Let's break down how this works in real-world situations.
- Low Denoising Strength (0.1 - 0.4): This range is your go-to when you need to preserve the soul of the original image. It’s perfect for upscaling a low-resolution photo, adding small details, or applying a light stylistic filter. The changes are minimal, but the core image is unmistakable.
- Medium Denoising Strength (0.4 - 0.7): This is the sweet spot for most creative projects. Here, the AI has enough freedom to change the style and inject significant new details from your prompt, but it still honors the overall composition of your source image. Turning a daytime photo into a nighttime scene or transforming a pencil sketch into a full-color painting works beautifully here.
- High Denoising Strength (0.7 - 1.0): You'll want to crank it up this high when you're looking for a radical transformation. In this range, the AI leans heavily on your text prompt, using your source image more as a loose compositional suggestion than a strict blueprint. This is fantastic for generating abstract art from a simple photo or completely reimagining a character's design.
Fine-Tuning With Other Essential Settings
While Denoising Strength might be the star of the show, two other settings are crucial for dialing in the quality of your final image: CFG Scale and Sampling Steps.
CFG Scale (Classifier-Free Guidance Scale) basically tells the AI how strictly it needs to follow your text prompt. A lower value, around 5-7, gives the AI more creative leeway, which often results in more artistic or unexpected images. Pushing it higher to 8-12 forces the AI to stick to your prompt much more literally. This can give you a more "correct" result, but sometimes the image can look a bit stiff or "over-baked."
Sampling Steps is all about how many times the AI refines the image before it's done. More steps generally mean more detail and higher quality, but you quickly hit a point of diminishing returns. For most modern samplers, 20-30 steps is plenty to get a fantastic result. Going up to 50 or 100 rarely makes a noticeable difference and just makes you wait longer.

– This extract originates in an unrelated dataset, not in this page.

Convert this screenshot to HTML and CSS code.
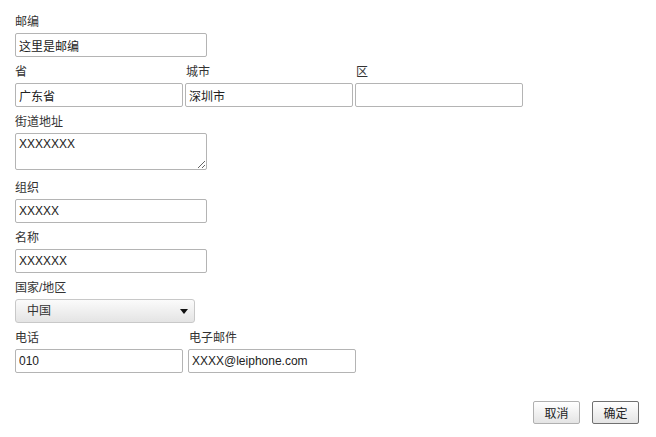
FILE: index.html
```html
<!DOCTYPE html>
<html lang="zh">
<head>
<meta charset="utf-8">
<title>地址</title>
<link rel="stylesheet" href="styles.css">
</head>
<body>
<form class="form">
  <div class="group">
    <label class="label">邮编</label>
    <input class="field w192" type="text" value="这里是邮编">
  </div>
  <div class="group">
    <div class="row tight">
      <div class="col">
        <label class="label">省</label>
        <input class="field w168" type="text" value="广东省">
      </div>
      <div class="col">
        <label class="label">城市</label>
        <input class="field w168" type="text" value="深圳市">
      </div>
      <div class="col">
        <label class="label">区</label>
        <input class="field w168" type="text" value="">
      </div>
    </div>
  </div>
  <div class="group after-area">
    <label class="label">街道地址</label>
    <textarea class="field area w192">XXXXXXX</textarea>
  </div>
  <div class="group">
    <label class="label">组织</label>
    <input class="field w192" type="text" value="XXXXX">
  </div>
  <div class="group">
    <label class="label">名称</label>
    <input class="field w192" type="text" value="XXXXXX">
  </div>
  <div class="group">
    <label class="label">国家/地区</label>
    <div class="select-wrap">
      <select class="select"><option>中国</option></select>
    </div>
  </div>
  <div class="group">
    <div class="row wide">
      <div class="col">
        <label class="label">电话</label>
        <input class="field w168" type="text" value="010">
      </div>
      <div class="col">
        <label class="label">电子邮件</label>
        <input class="field w168" type="text" value="XXXX@leiphone.com">
      </div>
    </div>
  </div>
  <div class="actions">
    <button class="btn" type="button">取消</button>
    <button class="btn primary" type="button">确定</button>
  </div>
</form>
</body>
</html>
```
FILE: styles.css
```css
html, body {
  margin: 0;
  padding: 0;
  background: #ffffff;
}
body {
  font-family: "Liberation Sans", "Noto Sans CJK SC", sans-serif;
  font-size: 12px;
  color: #333333;
}
.form {
  display: flex;
  flex-direction: column;
  padding: 14px 17px 0 15px;
}
.group {
  display: flex;
  flex-direction: column;
  margin-bottom: 7px;
}
.group.after-area {
  margin-bottom: 10px;
}
.label {
  display: block;
  height: 16px;
  line-height: 16px;
  margin-bottom: 3px;
  color: #333333;
}
.row {
  display: flex;
}
.row.tight { gap: 2px; }
.row.wide { gap: 5px; }
.col {
  display: flex;
  flex-direction: column;
}
.row .col + .col .label { padding-left: 1px; }
.field {
  box-sizing: border-box;
  height: 24px;
  margin: 0;
  padding: 0 3px;
  border: 1px solid #b4b4b4;
  border-radius: 2px;
  font-family: "Liberation Sans", "Noto Sans CJK SC", sans-serif;
  font-size: 12px;
  color: #222222;
  background: #ffffff;
  outline: none;
}
.w192 { width: 192px; }
.w168 { width: 168px; }
.area {
  display: block;
  height: 37px;
  padding: 3px 3px;
  line-height: 15px;
  resize: vertical;
}
.select-wrap {
  position: relative;
  width: 180px;
  height: 24px;
}
.select-wrap::after {
  content: "";
  position: absolute;
  right: 7px;
  top: 10px;
  border-left: 4px solid transparent;
  border-right: 4px solid transparent;
  border-top: 5px solid #111111;
  pointer-events: none;
}
.select {
  -webkit-appearance: none;
  appearance: none;
  box-sizing: border-box;
  width: 180px;
  height: 24px;
  margin: 0;
  padding: 0 0 0 11px;
  border: 1px solid #c8c8c8;
  border-radius: 3px;
  background: linear-gradient(#fbfbfb, #e4e4e4);
  font-family: "Liberation Sans", "Noto Sans CJK SC", sans-serif;
  font-size: 12px;
  color: #333333;
  outline: none;
}
.actions {
  display: flex;
  justify-content: flex-end;
  gap: 12px;
  margin-top: 21px;
}
.btn {
  box-sizing: border-box;
  width: 47px;
  height: 23px;
  margin: 0;
  padding: 0;
  border: 1px solid #b0b0b0;
  border-radius: 2px;
  background: linear-gradient(#ffffff, #e4e4e4);
  font-family: "Liberation Sans", "Noto Sans CJK SC", sans-serif;
  font-size: 12px;
  color: #222222;
}
.btn.primary {
  border-color: #707070;
}
```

By balancing these three key settings—Denoising Strength, CFG Scale, and Sampling Steps—you get incredibly precise control over the final output, letting you transform any image with skill and intention.
Advanced Control with Inpainting and ControlNet
Basic image-to-image is a fantastic starting point, but what happens when you need surgical precision? This is where you move beyond broad stylistic changes and into the realm of pixel-level control. Two of the most critical tools for this are Inpainting and ControlNet.
These aren't just fancy features; they're what separate simple edits from professional-grade manipulations in any stable diffusion image to image workflow. Think of them as the tools that help you solve those frustrating creative problems that standard settings just can't touch, taking your work from pretty good to absolutely perfect.

Precise Fixes with Inpainting
Have you ever generated an almost perfect image, only to have it ruined by a character with six fingers or a bizarre object in the background? Inpainting is built to solve exactly that. It lets you draw a mask over a specific part of your image and tell the AI to regenerate only that area.
It's essentially a smart eraser that fills in the blank space with whatever your new prompt describes. The applications are incredibly practical.
- Correcting Mistakes: This is the most common use. You can easily fix AI-generated weirdness like distorted hands, misplaced limbs, or strange artifacts without starting over.
- Adding New Elements: Want to add a bird to an empty sky or place a book on a table? Just mask the area and prompt for it.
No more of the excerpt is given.